EG also has an impressive Growth Score of B. This style score helps analyze the growth prospects of a company.

Attractive Valuation

Everest Group shares are trading at a price to book value multiple of 1.35, which is lower than the industry average of 2.37. It also has an impressive Value Score of A. This style score helps find the most attractive value stocks.

Other Stocks to Consider

Some other top-ranked stocks from the multi-line insurance industry are Lemonade, Inc. (LMND - Free Report) , American International Group, Inc. (AIG - Free Report) and MGIC Investment Corporation (MTG - Free Report) , each carrying a Zacks Rank #2 at present. You can see the complete list of today’s Zacks #1 Rank stocks here.

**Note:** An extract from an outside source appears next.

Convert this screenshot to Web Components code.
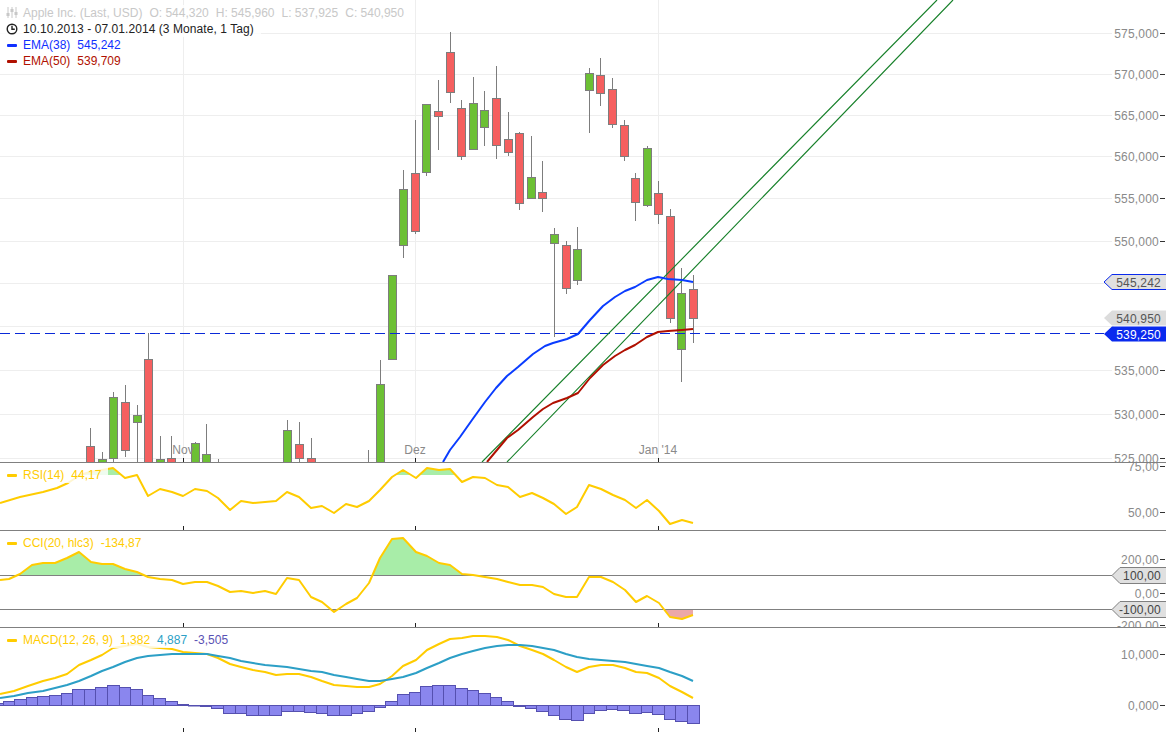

Lemonade’s earnings surpassed estimates in three of the last four quarters and missed in one, the average earnings surprise being 10.57%.

The Zacks Consensus Estimate for LMND’s 2023 and 2024 earnings implies 20.9% and 16% year-over-year growth, respectively. In the past year, the insurer has lost 51.4%.

American International earnings surpassed estimates in each of the last four quarters, the average earnings surprise being 13.45%.

The Zacks Consensus Estimate for AIG’s 2023 and 2024 earnings implies 47.9% and 19.6% year-over-year growth, respectively. In the past year, the insurer has gained 16.2%.

MGIC Investment earnings surpassed estimates in each of the last four quarters, the average earnings surprise being 23.59%.

The Zacks Consensus Estimate for MTG’s 2023 and 2024 earnings implies 0.5% and 6.4% year-over-year growth, respectively. In the past year, the insurer has gained 20.4%.